My goal for optimizing the query was to retain all the advantages that Views offers in terms of theming query results, integrating into Drupal pages, etc. - these are indispensable features when creating real-world applications. In short, I wanted to transparently override the Views-generated query. To do so, I needed to:

  • Remove the peformance-killing JOINs from the query
  • Perform an optimized query to find node translations
  • Re-insert the results from the optimized query into the Views results, to allow it to proceed with the display

The code I used follows. I will explain the important parts below.

Remove the peformance-killing JOINs from the query

The function demo_i18n_views_query_alter() removes from the Views query object all references to the SQL JOINs, which are called "relationships" in Views parlance. Views core invokes this hook just before converting the query object into an SQL statement. The resulting query that Views will execute looks like this:

SELECT node.nid AS nid, node.created AS node_created
FROM {node} node
WHERE (( (node.status = '1') AND (node.type IN  ('multilingual_node')) AND (node.tnid = node.nid OR node.tnid = 0) ))

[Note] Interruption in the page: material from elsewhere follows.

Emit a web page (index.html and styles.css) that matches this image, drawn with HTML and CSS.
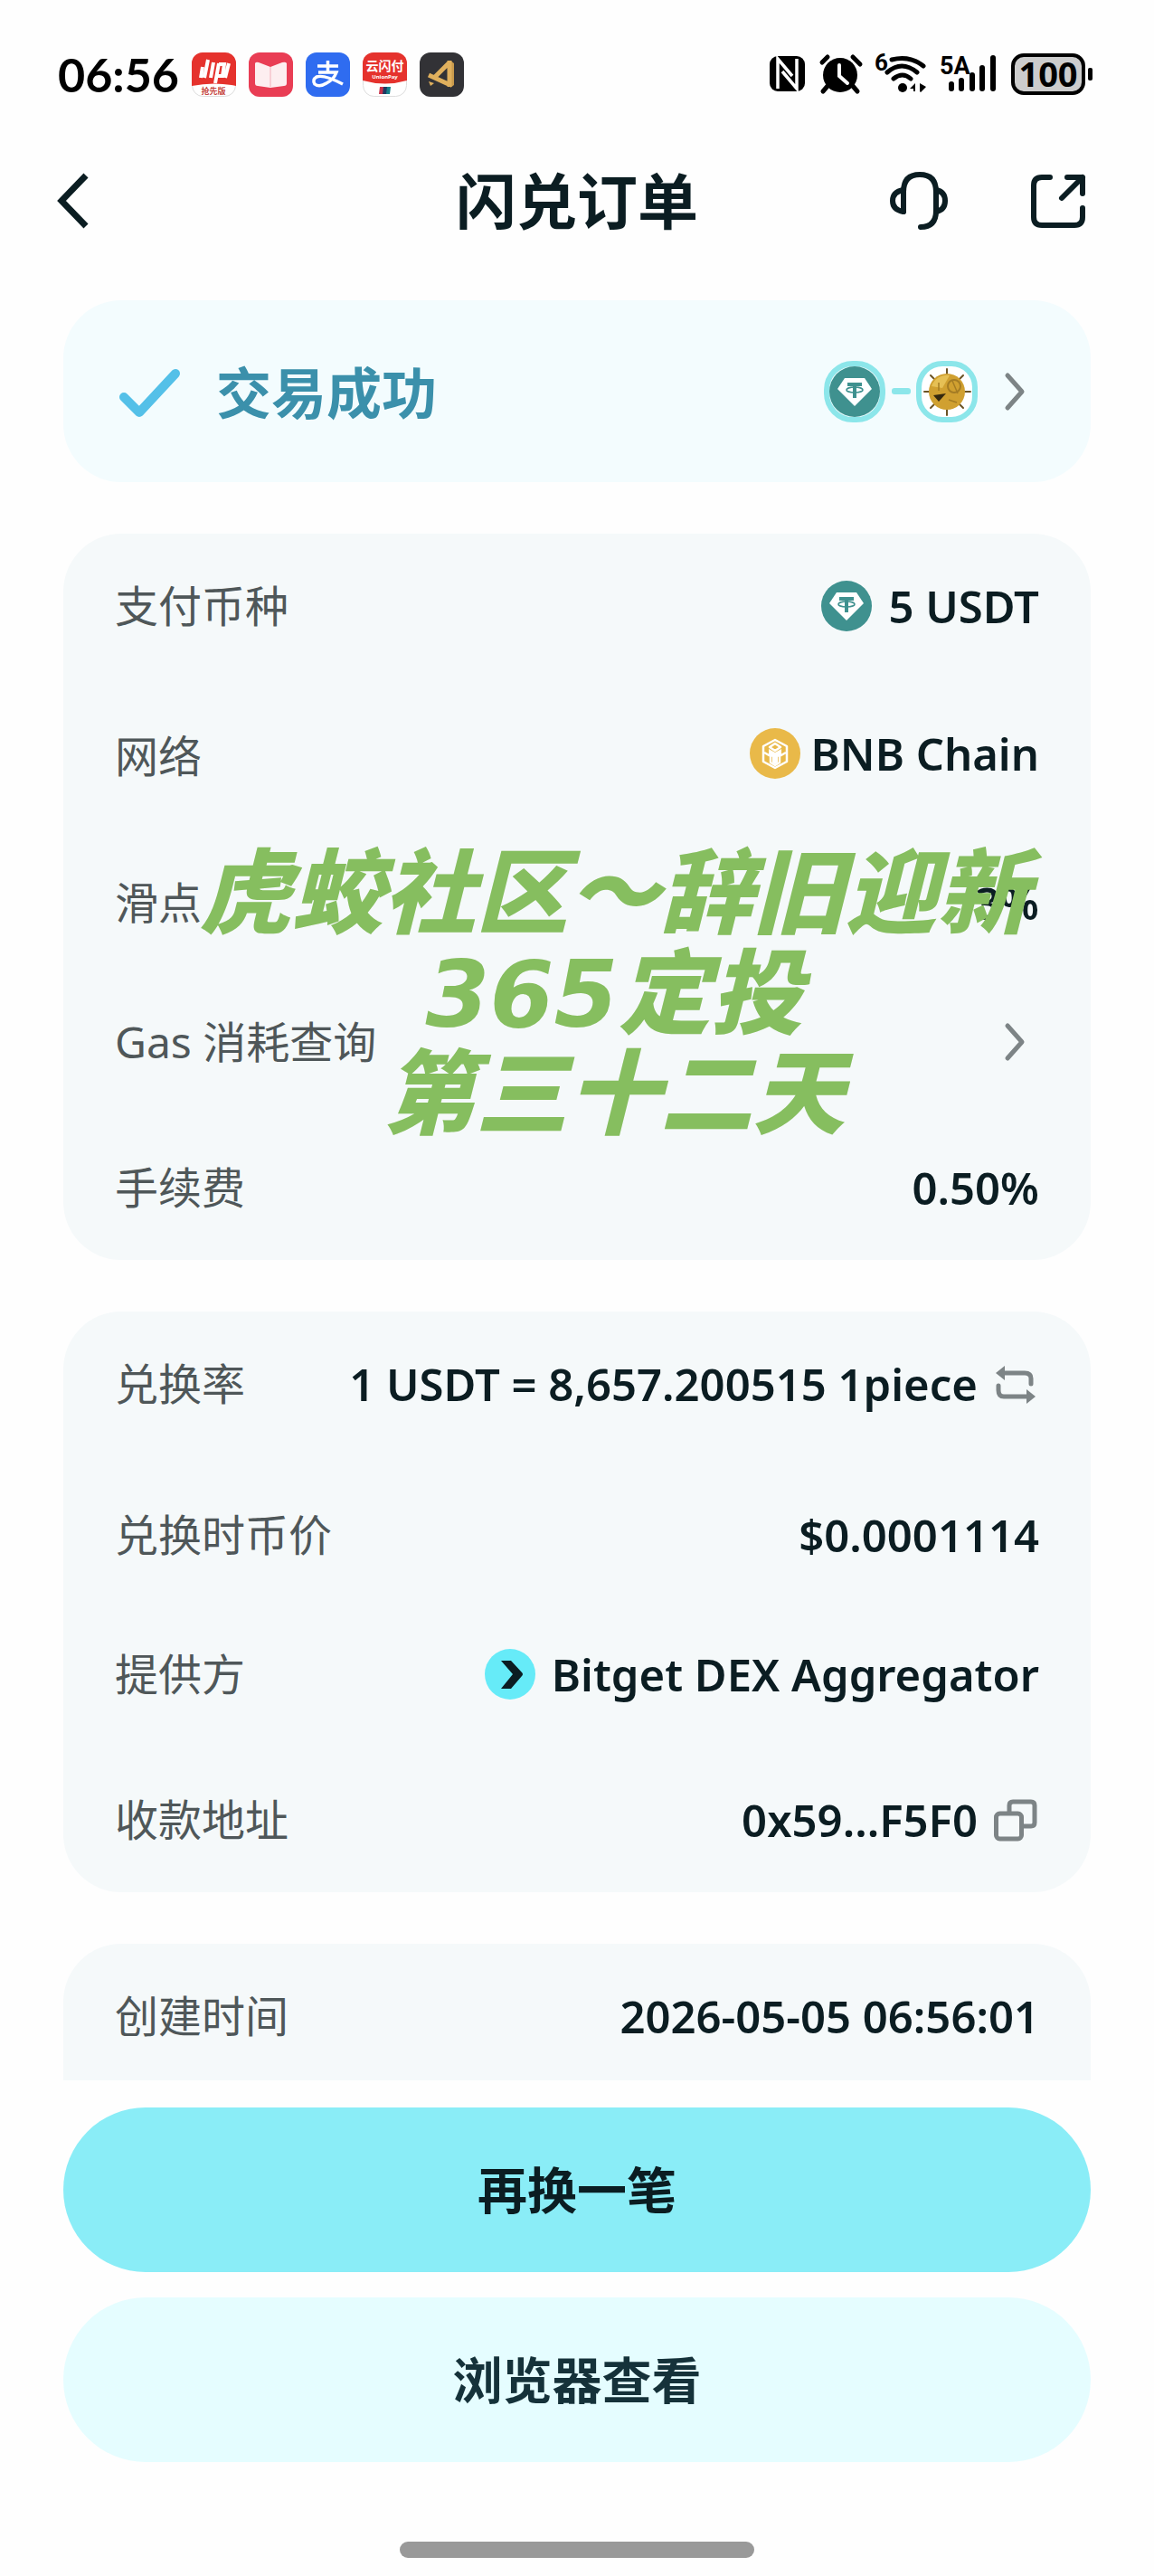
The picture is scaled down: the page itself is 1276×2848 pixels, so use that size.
FILE: index.html
```html
<!DOCTYPE html>
<html lang="zh-CN">
<head>
<meta charset="utf-8">
<meta name="viewport" content="width=device-width, initial-scale=1">
<title>闪兑订单</title>
<link rel="stylesheet" href="styles.css">
</head>
<body>
<svg class="defs" aria-hidden="true">
  <symbol id="usdt" viewBox="0 0 56 56">
    <circle cx="28" cy="28" r="28" fill="#3f918f"/>
    <path d="M17 13h22l8 12-19 19L9 25z" fill="#fff"/>
    <path d="M20 18h16v4h-6v13h-4V22h-6z" fill="#3f918f"/>
    <ellipse cx="28" cy="26" rx="9" ry="3" fill="none" stroke="#3f918f" stroke-width="1.6"/>
  </symbol>
  <symbol id="chevron" viewBox="0 0 48 48">
    <path d="M15 6l16 18-16 18" fill="none" stroke="currentColor" stroke-width="5" stroke-linecap="round" stroke-linejoin="round"/>
  </symbol>
</svg>

<div class="status">
  <div class="status-side">
    <time class="clock">06:56</time>
    <div class="apps">
      <svg class="app" viewBox="0 0 49 49" aria-hidden="true">
        <rect x=".5" y=".5" width="48" height="48" rx="12" fill="#fff" stroke="#ddd"/>
        <path d="M0 37V12A12 12 0 0 1 12 0h25a12 12 0 0 1 12 12v25q-24-5-49 0z" fill="#e5322d"/>
        <path d="M12 16l-2 12M18 8l-4 20M24 11l-3 17M30 12l-4 22M30 13h6l-2 13h-6M41 12l-4 16" fill="none" stroke="#fff" stroke-width="4"/>
        <text x="24" y="46" text-anchor="middle" font-size="9" font-weight="700" fill="#c5453e">抢先版</text>
      </svg>
      <svg class="app" viewBox="0 0 49 49" aria-hidden="true">
        <rect width="49" height="49" rx="12" fill="#e93d54"/>
        <path d="M7 12q1-2 4-1l13 5 13-5q4-1 5 1v22q0 3-3 3l-15 2-14-2q-3 0-3-3z" fill="#fdeef0"/>
        <path d="M24 16v22" stroke="#f6c5cc" stroke-width="1.5"/>
      </svg>
      <svg class="app" viewBox="0 0 49 49" aria-hidden="true">
        <rect width="49" height="49" rx="12" fill="#2f6cf0"/>
        <path d="M13 15h23M24.500 9v13M14 22h20q-3 8-11 12-8 5-13 1-3-5 2-8 8-3 29 8" fill="none" stroke="#fff" stroke-width="3.500"/>
      </svg>
      <svg class="app" viewBox="0 0 49 49" aria-hidden="true">
        <rect x=".5" y=".5" width="48" height="48" rx="12" fill="#fff" stroke="#ddd"/>
        <path d="M0 31V12A12 12 0 0 1 12 0h25a12 12 0 0 1 12 12v19q-24 7-49 0z" fill="#e5322d"/>
        <text x="24.500" y="20" text-anchor="middle" font-size="14" font-weight="700" fill="#fff">云闪付</text>
        <text x="24.500" y="29" text-anchor="middle" font-size="6" font-weight="700" fill="#fff">UnionPay</text>
        <path d="M19 38h5l-1 8h-5z" fill="#c8324a"/><path d="M23 38h5l-1 8h-5z" fill="#1f3b63"/><path d="M27 38h4l-1 8h-4z" fill="#15808a"/>
      </svg>
      <svg class="app" viewBox="0 0 49 49" aria-hidden="true">
        <rect width="49" height="49" rx="12" fill="#323236"/>
        <path d="M34 9v30l4-3V12z" fill="#c99a4c"/>
        <path d="M32 12L15 29M10 25l24 11M33 9v29" fill="none" stroke="#e0b05d" stroke-width="5"/>
        <path d="M10 32l6 2-4 3z" fill="#e0b05d"/>
      </svg>
    </div>
  </div>
  <svg class="signals" viewBox="0 0 360 50" aria-hidden="true">
    <rect x="1" y="5" width="39" height="39" rx="9"/>
    <path d="M10 41V8l16 19M31 8v33L15 22" fill="none" stroke="#fff" stroke-width="3.500"/>
    <circle cx="79" cy="26" r="19"/>
    <path d="M66 37l-6 7M92 37l6 7M59 12l6-6M93 6l8 8" stroke="#000" stroke-width="5" stroke-linecap="round"/>
    <path d="M78 15v12l9 8" fill="none" stroke="#fff" stroke-width="4" stroke-linecap="round"/>
    <g fill="none" stroke="#000" stroke-width="5" stroke-linecap="round">
      <path d="M136 9q20-5 35 7M131 23q16-14 33 0M138 30q10-8 19 0"/>
    </g>
    <circle cx="148" cy="40" r="5"/>
    <path d="M156 41l6-6v9h-2v-3zM167 35l7 4-6 6-1-1z"/>
    <text class="net" x="117" y="21" font-size="26">6</text>
    <text class="net" x="189" y="25" font-size="27">5A</text>
    <path d="M202 36v5M213 32v9M225 26v15M236 18v23M248 7v34" stroke="#000" stroke-width="6" stroke-linecap="round"/>
    <rect x="270" y="4" width="78" height="42" rx="12" fill="#ccc" stroke="#000" stroke-width="4"/>
    <rect x="353" y="18" width="5" height="14" rx="2"/>
    <text x="309" y="39" text-anchor="middle" font-size="38" font-weight="700">100</text>
  </svg>
</div>

<header class="topbar">
  <button class="icon-btn" type="button" aria-label="返回">
    <svg viewBox="0 0 64 64"><path d="M33 4L6 32l27 28" fill="none" stroke="currentColor" stroke-width="7"/></svg>
  </button>
  <h1>闪兑订单</h1>
  <div class="actions">
    <button class="icon-btn" type="button" aria-label="客服">
      <svg viewBox="0 0 64 64"><g fill="none" stroke="currentColor" stroke-width="6" stroke-linecap="round" stroke-linejoin="round"><path d="M15 44V22Q15 3 33 3t18 19v21Q51 61 34 61"/><path d="M15 20Q3 22 3 32t12 12M51 20q10 2 10 12T51 44"/></g></svg>
    </button>
    <button class="icon-btn" type="button" aria-label="分享">
      <svg viewBox="0 0 64 64"><g fill="none" stroke="currentColor" stroke-width="6" stroke-linecap="round" stroke-linejoin="round"><path d="M23 6H14Q5 6 5 15v35q0 9 9 9h36q9 0 9-9V40M42 6h17v18M59 6L36 29"/></g></svg>
    </button>
  </div>
</header>

<main class="content">
  <section class="card result">
    <svg class="check" viewBox="0 0 72 64" aria-hidden="true"><path d="M10 38l17 17L67 12" fill="none" stroke="#54c0e8" stroke-width="10" stroke-linecap="round" stroke-linejoin="round"/></svg>
    <h2>交易成功</h2>
    <svg class="pair" viewBox="0 0 170 68" aria-hidden="true">
      <rect x="3" y="3" width="62" height="62" rx="29" fill="#eefbfd" stroke="#8ce6ea" stroke-width="6"/>
      <use href="#usdt" x="6" y="6" width="56" height="56"/>
      <rect x="75" y="30" width="21" height="7" rx="3" fill="#8ce6ea"/>
      <rect x="105" y="3" width="62" height="62" rx="26" fill="#fff" stroke="#8ce6ea" stroke-width="6"/>
      <path d="M136 9v51M111 34h51M118 16l36 36M154 16l-36 36" stroke="#6b5324" stroke-width="2" stroke-linecap="round"/>
      <circle cx="136" cy="34" r="20" fill="#d0a030"/>
      <path d="M119 28a18 18 0 0 1 20-12l-8 14z" fill="#e6c055"/>
      <path d="M121 38l14-2-8 9z" fill="#35290f"/>
      <circle cx="144" cy="28" r="7" fill="none" stroke="#a47c24" stroke-width="2"/>
      <path d="M127 24v9M142 22l6 14M138 43l9 3" stroke="#a47c24" stroke-width="1.500"/>
    </svg>
    <button class="more" type="button" aria-label="查看交易详情"><svg><use href="#chevron"/></svg></button>
  </section>

  <section class="card">
    <dl>
      <div class="row">
        <dt>支付币种</dt>
        <dd><svg class="coin" aria-hidden="true"><use href="#usdt"/></svg>5 USDT</dd>
      </div>
      <div class="row row-wide row-top">
        <dt>网络</dt>
        <dd class="close"><svg class="coin" viewBox="0 0 56 56" aria-hidden="true"><circle cx="28" cy="28" r="28" fill="#e9b949"/><g fill="none" stroke="#fff" stroke-width="2.500" stroke-linejoin="round"><path d="M28 13l13 7v17l-13 7-13-7V20z"/><path d="M28 17l6 4-6 4-6-4zM16 27l7 4v7l5 3 5-3v-7l7-4"/></g><path d="M21 23l7 4 7-4v7l-4 2v6l-3 2-3-2v-6l-4-2z" fill="#fff"/></svg>BNB Chain</dd>
      </div>
      <div class="row">
        <dt>滑点</dt>
        <dd>3%</dd>
      </div>
      <div class="row row-tight">
        <dt>Gas 消耗查询</dt>
        <dd><button class="more" type="button" aria-label="Gas 消耗查询"><svg><use href="#chevron"/></svg></button></dd>
      </div>
      <div class="row">
        <dt>手续费</dt>
        <dd>0.50%</dd>
      </div>
    </dl>
    <p class="stamp">虎蛟社区～辞旧迎新<br>365定投<br>第三十二天</p>
  </section>

  <section class="card">
    <dl>
      <div class="row">
        <dt>兑换率</dt>
        <dd>1 USDT = 8,657.200515 1piece
          <button class="more" type="button" aria-label="切换兑换率"><svg viewBox="0 0 48 48"><path d="M9 12h25q7 0 7 6v6M5 26v5q0 7 6 7h25" fill="none" stroke="currentColor" stroke-width="5" stroke-linecap="round"/><path d="M2 12l10-8v16zM46 38l-10-8v16z" fill="currentColor"/></svg></button>
        </dd>
      </div>
      <div class="row row-wide">
        <dt>兑换时币价</dt>
        <dd>$0.0001114</dd>
      </div>
      <div class="row row-tight">
        <dt>提供方</dt>
        <dd><svg class="coin" viewBox="0 0 56 56" aria-hidden="true"><circle cx="28" cy="28" r="28" fill="#66ebf8"/><path d="M18 13h11l12 13q2 2 0 4L29 44H18l13-16z" fill="#0b1d22"/></svg>Bitget DEX Aggregator</dd>
      </div>
      <div class="row">
        <dt>收款地址</dt>
        <dd>0x59...F5F0
          <button class="more" type="button" aria-label="复制地址"><svg viewBox="0 0 48 48"><g fill="none" stroke="currentColor" stroke-width="5"><rect x="2.500" y="17" width="28" height="28" rx="4"/><path d="M17 17V8q0-4 4-4h20q4 0 4 4v19q0 4-4 4H31"/></g></svg></button>
        </dd>
      </div>
    </dl>
  </section>

  <section class="card card-cut">
    <dl>
      <div class="row">
        <dt>创建时间</dt>
        <dd>2026-05-05 06:56:01</dd>
      </div>
    </dl>
  </section>
</main>

<footer class="footer">
  <button class="btn btn-primary" type="button">再换一笔</button>
  <button class="btn btn-soft" type="button">浏览器查看</button>
  <div class="home-bar"></div>
</footer>
</body>
</html>
```

FILE: styles.css
```css
* { box-sizing: border-box; }

body {
  margin: 0;
  min-height: 100vh;
  display: flex;
  flex-direction: column;
  background: #fefefe;
  color: #0b1d22;
  font-family: "Noto Sans", "Noto Sans CJK SC", sans-serif;
}

h1, h2, dl, dt, dd, p { margin: 0; }

button {
  border: 0;
  padding: 0;
  background: none;
  color: inherit;
  font: inherit;
  cursor: pointer;
}

svg { display: block; }

.defs { position: absolute; width: 0; height: 0; }

/* Status bar */
.status {
  display: flex;
  align-items: center;
  justify-content: space-between;
  height: 110px;
  padding: 54px 66px 0 64px;
  color: #000;
}

.status-side { display: flex; align-items: center; gap: 14px; }

.clock {
  font-family: Lato, sans-serif;
  font-size: 52px;
  font-weight: 700;
  line-height: 56px;
}

.apps { display: flex; gap: 14px; }
.app { width: 49px; height: 49px; }
.signals { width: 360px; height: 50px; overflow: visible; }
.net { font-family: Roboto, sans-serif; font-weight: 700; }

/* Title bar */
.topbar {
  display: grid;
  grid-template-columns: 1fr auto 1fr;
  align-items: center;
  height: 84px;
  margin: 70px 62px 68px;
}

.topbar h1 {
  font-size: 67px;
  font-weight: 600;
  line-height: 84px;
}

.icon-btn { width: 64px; height: 64px; }
.icon-btn svg { width: 64px; height: 64px; }
.actions { display: flex; justify-content: flex-end; gap: 90px; padding-right: 12px; }

/* Cards */
.content {
  flex: 1;
  display: flex;
  flex-direction: column;
  gap: 57px;
  padding: 0 70px;
}

.card {
  position: relative;
  padding: 48px 57px;
  border-radius: 64px;
  background: #f5f9fa;
}

.card-cut {
  padding-bottom: 39px;
  border-radius: 64px 64px 0 0;
}

.result {
  display: flex;
  align-items: center;
  height: 201px;
  background: #f3fcfe;
}

.result h2 {
  flex: 1;
  margin-left: 40px;
  padding-top: 4px;
  color: #3b90ab;
  font-size: 61px;
  font-weight: 600;
  line-height: 84px;
}

.check { width: 72px; height: 64px; }
.pair { width: 170px; height: 68px; margin-right: 18px; }
.more { width: 50px; color: #7d8486; }
.more svg { width: 48px; height: 48px; }

.row {
  display: flex;
  align-items: center;
  justify-content: space-between;
  height: 64px;
}

.row + .row { margin-top: 97px; }
.row + .row-wide { margin-top: 103px; }
.row + .row-tight { margin-top: 90px; }
.row-top { align-items: flex-start; }

dt, dd { white-space: nowrap; }

dt {
  color: #4f5759;
  font-size: 48px;
  line-height: 62px;
}

dd {
  display: flex;
  align-items: center;
  gap: 18px;
  font-size: 49px;
  font-weight: 600;
  line-height: 56px;
}

dd.close { gap: 12px; }
.coin { width: 56px; height: 56px; }

/* Caption lying over the order details */
.stamp {
  position: absolute;
  top: 343px;
  right: 68px;
  color: #86be5f;
  font-family: "DejaVu Sans", "Noto Sans CJK SC", sans-serif;
  font-size: 102px;
  font-style: italic;
  font-weight: 900;
  line-height: 111px;
  text-align: center;
  white-space: nowrap;
}

/* Footer */
.footer {
  display: flex;
  flex-direction: column;
  gap: 28px;
  padding: 29px 70px 20px;
}

.btn {
  height: 182px;
  padding-bottom: 6px;
  border-radius: 91px;
  font-size: 55px;
  font-weight: 600;
}

.btn-primary { background: #8aedf7; }
.btn-soft { background: #e5fdff; color: #15323a; }

.home-bar {
  align-self: center;
  width: 392px;
  height: 18px;
  margin-top: 60px;
  border-radius: 9px;
  background: #999;
}
```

Perform an optimized query to find node translations

The query as modified above will only return nodes that are translation sources. It's now up to me to query the node translations, by waiting for Views to execute the modified query, and then gathering the nids to find their translations (as stored in {node}.tnid). This is a simple query using the SQL IN operator. I call this hand-made query in the demo_i18n_views_post_execute() function, which is invoked by Views after it executes its own query.

Re-insert the results from the optimized query into the Views results

The challenge with the new query is that it returns one node translation per row, as opposed to the original query which returned all translations on the same row. In addition, the results need to be copied into the view::result object, with the right key names that Views expects. In order to find the right key names, I first displayed the results from the unmodified Views query and noted the result keys. With this information, I then proceeded to loop over the optimized query results, and find the corresponding entry in the Views result array that would receive them. This loop is also implemented in the demo_i18n_views_post_execute() function.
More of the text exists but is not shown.